Front-end source files:
--

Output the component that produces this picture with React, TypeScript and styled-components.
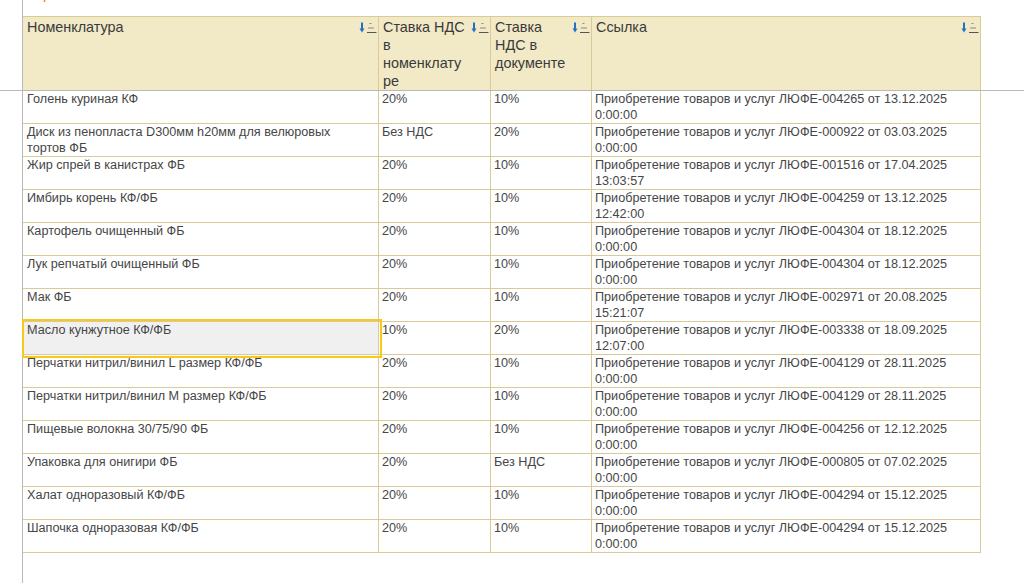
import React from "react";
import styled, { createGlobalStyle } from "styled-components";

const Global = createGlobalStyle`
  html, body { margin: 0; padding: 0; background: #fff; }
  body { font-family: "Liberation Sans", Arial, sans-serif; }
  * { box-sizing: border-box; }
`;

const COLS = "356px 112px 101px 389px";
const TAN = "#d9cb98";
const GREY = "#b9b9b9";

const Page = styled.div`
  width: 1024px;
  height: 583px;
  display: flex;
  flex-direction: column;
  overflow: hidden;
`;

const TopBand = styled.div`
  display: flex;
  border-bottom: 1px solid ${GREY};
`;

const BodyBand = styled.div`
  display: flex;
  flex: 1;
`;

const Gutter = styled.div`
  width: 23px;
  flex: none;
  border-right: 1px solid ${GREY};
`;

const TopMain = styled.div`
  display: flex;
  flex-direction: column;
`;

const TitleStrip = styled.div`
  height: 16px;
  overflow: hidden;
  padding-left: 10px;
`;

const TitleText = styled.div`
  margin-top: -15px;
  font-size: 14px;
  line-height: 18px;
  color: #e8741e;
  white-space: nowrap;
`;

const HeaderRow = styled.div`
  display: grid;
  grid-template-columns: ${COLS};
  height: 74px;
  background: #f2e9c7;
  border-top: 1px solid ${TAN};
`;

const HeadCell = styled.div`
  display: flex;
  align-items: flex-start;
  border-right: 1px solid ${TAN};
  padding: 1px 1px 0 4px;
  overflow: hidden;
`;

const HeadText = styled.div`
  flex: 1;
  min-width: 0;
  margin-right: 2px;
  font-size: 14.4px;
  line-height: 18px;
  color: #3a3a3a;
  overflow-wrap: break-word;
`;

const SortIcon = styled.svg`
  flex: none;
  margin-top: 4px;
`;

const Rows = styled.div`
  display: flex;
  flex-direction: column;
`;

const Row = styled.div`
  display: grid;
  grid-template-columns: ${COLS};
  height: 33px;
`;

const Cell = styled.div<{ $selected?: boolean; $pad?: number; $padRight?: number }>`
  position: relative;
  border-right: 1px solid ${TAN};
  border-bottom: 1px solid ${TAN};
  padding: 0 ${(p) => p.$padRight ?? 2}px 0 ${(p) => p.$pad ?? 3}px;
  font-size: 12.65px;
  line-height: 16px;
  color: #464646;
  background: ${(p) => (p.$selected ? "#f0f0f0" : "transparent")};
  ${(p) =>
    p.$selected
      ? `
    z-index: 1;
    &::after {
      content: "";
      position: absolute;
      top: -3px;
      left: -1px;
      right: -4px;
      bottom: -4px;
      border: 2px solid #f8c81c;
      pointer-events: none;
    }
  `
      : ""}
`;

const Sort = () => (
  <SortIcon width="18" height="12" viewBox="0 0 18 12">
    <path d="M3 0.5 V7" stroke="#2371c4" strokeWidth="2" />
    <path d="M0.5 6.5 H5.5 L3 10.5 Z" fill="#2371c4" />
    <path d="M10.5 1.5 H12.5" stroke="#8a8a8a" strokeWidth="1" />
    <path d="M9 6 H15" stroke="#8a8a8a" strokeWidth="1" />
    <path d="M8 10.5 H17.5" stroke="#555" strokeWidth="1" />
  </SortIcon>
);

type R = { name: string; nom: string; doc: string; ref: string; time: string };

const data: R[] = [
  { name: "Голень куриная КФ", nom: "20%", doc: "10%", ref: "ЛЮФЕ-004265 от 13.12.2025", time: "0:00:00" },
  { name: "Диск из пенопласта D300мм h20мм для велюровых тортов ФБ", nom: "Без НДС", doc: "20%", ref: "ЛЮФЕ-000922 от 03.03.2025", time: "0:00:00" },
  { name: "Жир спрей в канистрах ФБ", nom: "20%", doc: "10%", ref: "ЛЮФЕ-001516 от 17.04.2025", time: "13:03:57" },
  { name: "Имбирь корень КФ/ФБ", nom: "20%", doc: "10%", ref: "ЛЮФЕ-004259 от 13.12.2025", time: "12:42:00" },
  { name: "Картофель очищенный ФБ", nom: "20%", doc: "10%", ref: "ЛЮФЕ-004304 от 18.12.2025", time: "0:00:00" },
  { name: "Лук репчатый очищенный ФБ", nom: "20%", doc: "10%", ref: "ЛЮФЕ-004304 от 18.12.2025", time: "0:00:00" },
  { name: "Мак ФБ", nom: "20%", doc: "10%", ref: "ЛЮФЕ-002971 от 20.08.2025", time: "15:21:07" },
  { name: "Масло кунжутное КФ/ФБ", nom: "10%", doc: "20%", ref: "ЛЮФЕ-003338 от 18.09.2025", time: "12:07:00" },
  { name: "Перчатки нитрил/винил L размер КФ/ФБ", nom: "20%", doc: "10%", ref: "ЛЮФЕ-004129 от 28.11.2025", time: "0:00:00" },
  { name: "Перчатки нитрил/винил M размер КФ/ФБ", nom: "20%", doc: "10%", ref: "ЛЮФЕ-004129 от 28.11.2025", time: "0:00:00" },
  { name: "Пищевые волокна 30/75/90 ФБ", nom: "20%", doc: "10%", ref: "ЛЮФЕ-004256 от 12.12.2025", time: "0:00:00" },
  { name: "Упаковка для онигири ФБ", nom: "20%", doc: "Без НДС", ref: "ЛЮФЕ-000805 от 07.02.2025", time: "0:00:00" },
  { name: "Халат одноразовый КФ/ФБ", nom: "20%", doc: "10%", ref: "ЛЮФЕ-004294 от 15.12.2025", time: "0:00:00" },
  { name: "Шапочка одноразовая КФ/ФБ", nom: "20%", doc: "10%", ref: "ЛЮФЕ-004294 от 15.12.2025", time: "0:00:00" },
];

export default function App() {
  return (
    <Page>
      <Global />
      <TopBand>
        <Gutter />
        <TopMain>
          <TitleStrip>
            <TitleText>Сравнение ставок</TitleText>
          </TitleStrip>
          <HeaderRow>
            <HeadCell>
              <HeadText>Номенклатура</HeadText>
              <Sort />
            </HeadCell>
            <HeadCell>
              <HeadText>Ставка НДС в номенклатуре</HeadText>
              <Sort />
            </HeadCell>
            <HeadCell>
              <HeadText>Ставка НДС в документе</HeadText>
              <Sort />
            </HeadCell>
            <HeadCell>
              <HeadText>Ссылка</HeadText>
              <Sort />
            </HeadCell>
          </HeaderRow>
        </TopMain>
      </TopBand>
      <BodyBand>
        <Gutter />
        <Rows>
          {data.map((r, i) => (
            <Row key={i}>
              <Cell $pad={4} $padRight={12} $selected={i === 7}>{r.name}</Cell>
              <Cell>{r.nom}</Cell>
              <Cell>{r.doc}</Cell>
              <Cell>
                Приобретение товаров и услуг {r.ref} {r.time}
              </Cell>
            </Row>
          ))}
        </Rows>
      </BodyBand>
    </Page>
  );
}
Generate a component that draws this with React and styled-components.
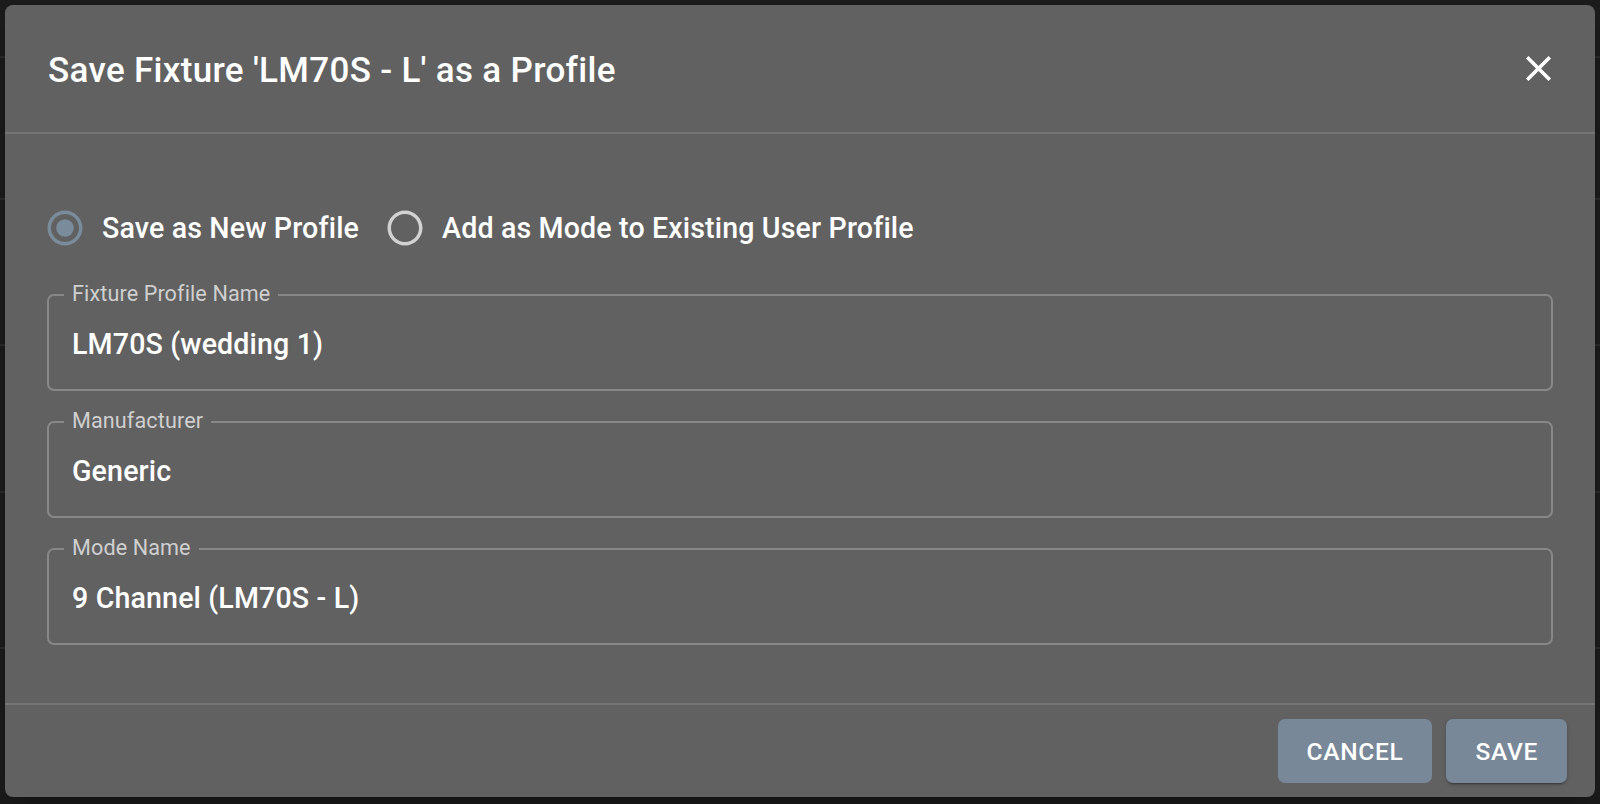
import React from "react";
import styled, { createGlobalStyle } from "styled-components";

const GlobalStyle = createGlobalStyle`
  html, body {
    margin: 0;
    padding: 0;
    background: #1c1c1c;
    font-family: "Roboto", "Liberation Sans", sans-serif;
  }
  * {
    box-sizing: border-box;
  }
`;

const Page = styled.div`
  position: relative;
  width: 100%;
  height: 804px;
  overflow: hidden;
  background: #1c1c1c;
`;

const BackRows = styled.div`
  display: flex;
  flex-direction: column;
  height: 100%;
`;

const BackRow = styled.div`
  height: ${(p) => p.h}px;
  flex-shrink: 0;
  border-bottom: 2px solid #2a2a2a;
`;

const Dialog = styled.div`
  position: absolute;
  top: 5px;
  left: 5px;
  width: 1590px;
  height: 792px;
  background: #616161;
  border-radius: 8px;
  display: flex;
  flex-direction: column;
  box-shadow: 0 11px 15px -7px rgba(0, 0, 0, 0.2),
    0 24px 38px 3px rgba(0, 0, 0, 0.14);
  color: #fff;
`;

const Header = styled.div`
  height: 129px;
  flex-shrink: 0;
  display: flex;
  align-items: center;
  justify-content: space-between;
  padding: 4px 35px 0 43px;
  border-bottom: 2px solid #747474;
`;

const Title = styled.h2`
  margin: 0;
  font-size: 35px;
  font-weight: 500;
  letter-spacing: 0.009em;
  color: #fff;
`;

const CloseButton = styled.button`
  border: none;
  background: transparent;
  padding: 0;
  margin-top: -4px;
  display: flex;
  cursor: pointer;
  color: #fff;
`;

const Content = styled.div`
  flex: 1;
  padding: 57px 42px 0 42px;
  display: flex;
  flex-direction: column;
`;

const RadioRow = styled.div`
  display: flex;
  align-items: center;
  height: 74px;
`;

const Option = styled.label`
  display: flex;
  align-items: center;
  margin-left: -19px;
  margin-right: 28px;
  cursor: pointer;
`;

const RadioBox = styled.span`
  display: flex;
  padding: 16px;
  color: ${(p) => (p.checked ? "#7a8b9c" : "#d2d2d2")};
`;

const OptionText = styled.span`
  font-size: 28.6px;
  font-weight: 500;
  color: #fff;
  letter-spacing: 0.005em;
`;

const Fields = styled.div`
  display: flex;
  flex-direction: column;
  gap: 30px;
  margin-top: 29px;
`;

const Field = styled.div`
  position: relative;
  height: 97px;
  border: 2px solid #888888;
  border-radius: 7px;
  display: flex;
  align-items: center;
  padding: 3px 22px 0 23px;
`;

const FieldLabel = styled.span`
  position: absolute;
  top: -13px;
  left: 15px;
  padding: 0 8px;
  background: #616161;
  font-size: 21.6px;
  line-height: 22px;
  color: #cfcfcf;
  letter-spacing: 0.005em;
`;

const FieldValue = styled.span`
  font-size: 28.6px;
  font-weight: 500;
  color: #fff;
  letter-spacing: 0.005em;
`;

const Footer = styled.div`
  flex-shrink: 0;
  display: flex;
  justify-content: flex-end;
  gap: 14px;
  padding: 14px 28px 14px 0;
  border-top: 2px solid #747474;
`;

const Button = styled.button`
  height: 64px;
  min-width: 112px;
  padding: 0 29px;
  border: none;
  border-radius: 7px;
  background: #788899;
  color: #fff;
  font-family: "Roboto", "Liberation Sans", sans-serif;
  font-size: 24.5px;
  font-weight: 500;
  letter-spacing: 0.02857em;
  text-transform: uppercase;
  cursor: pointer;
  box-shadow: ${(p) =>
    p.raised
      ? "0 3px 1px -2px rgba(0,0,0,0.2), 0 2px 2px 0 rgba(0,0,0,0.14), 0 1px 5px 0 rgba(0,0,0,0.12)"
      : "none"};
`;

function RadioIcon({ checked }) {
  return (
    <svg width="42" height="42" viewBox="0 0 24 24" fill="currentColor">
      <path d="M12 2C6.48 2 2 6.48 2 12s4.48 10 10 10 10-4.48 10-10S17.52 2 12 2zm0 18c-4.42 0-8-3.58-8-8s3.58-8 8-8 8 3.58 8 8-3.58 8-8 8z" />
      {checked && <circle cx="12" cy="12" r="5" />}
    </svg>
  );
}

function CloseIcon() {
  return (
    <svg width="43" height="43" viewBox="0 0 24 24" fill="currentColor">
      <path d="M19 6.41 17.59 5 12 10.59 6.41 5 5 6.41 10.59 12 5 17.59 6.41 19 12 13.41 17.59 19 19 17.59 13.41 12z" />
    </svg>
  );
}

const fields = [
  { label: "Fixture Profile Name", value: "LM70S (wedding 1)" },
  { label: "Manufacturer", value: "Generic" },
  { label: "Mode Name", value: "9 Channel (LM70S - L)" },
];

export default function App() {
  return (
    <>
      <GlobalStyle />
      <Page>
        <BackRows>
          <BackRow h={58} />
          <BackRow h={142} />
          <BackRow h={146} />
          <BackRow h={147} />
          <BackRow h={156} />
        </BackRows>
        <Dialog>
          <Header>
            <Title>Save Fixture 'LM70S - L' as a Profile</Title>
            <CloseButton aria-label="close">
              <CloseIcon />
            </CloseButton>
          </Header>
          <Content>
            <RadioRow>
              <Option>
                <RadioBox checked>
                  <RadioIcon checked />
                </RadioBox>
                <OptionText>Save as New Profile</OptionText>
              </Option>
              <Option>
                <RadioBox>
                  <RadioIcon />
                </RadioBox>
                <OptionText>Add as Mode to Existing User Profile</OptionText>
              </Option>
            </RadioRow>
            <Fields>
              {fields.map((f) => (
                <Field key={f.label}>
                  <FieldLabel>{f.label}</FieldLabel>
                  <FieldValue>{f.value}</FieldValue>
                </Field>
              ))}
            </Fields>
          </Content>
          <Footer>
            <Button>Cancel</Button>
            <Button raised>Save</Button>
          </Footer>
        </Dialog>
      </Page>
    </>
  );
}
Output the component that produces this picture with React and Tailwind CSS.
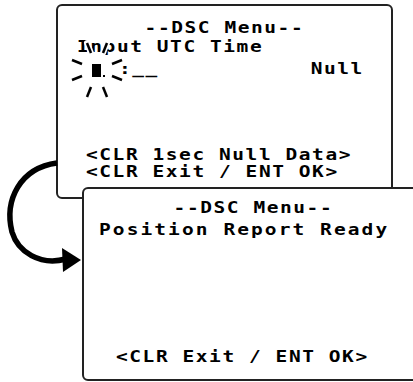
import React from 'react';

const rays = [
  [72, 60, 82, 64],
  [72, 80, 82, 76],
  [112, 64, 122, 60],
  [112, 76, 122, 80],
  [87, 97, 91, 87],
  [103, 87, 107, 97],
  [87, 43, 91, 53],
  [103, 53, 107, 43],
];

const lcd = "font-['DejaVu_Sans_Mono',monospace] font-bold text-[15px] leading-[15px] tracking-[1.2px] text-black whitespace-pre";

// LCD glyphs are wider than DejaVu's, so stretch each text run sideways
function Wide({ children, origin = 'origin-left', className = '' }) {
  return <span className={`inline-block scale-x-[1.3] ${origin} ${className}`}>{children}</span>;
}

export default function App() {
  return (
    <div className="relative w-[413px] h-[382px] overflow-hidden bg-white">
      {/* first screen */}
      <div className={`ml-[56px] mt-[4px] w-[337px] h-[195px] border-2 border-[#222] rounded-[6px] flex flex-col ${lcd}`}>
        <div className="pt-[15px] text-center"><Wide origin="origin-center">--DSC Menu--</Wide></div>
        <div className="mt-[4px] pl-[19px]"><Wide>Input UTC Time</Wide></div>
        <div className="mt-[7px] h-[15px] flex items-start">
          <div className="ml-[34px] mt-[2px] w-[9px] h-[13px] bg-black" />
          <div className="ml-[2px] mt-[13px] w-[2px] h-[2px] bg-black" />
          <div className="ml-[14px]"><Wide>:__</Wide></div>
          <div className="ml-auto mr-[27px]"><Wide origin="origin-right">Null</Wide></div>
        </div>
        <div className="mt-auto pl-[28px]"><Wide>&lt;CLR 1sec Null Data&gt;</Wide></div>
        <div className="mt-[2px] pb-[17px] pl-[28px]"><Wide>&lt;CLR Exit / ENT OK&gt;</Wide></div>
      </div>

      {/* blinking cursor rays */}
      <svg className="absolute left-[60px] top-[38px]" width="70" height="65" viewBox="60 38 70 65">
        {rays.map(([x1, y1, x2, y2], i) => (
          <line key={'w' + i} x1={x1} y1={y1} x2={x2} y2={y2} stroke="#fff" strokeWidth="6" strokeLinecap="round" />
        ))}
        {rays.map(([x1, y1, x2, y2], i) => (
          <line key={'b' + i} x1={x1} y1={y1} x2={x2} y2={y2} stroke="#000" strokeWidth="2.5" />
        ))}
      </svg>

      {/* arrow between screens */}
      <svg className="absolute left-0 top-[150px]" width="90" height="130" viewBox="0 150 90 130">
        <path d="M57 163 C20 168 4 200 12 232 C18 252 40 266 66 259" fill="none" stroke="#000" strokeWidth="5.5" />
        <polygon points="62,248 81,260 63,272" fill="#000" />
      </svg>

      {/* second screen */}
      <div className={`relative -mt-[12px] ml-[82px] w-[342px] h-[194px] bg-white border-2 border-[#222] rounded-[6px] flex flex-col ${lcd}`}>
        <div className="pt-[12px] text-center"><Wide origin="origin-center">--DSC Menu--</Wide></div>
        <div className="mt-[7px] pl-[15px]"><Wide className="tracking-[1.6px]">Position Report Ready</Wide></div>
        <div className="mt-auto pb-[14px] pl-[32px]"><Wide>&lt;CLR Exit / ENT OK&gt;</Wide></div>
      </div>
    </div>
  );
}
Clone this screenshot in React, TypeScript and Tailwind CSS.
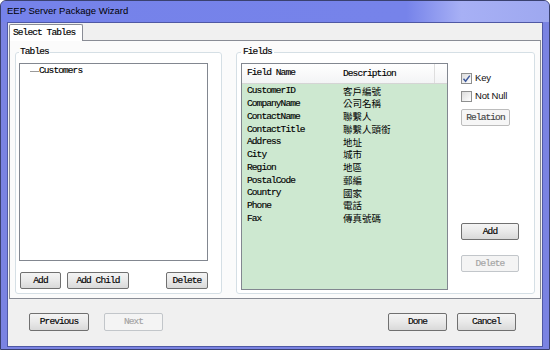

--

The answer is one number: how many lines of the material above contain "components".

Expected answer:
4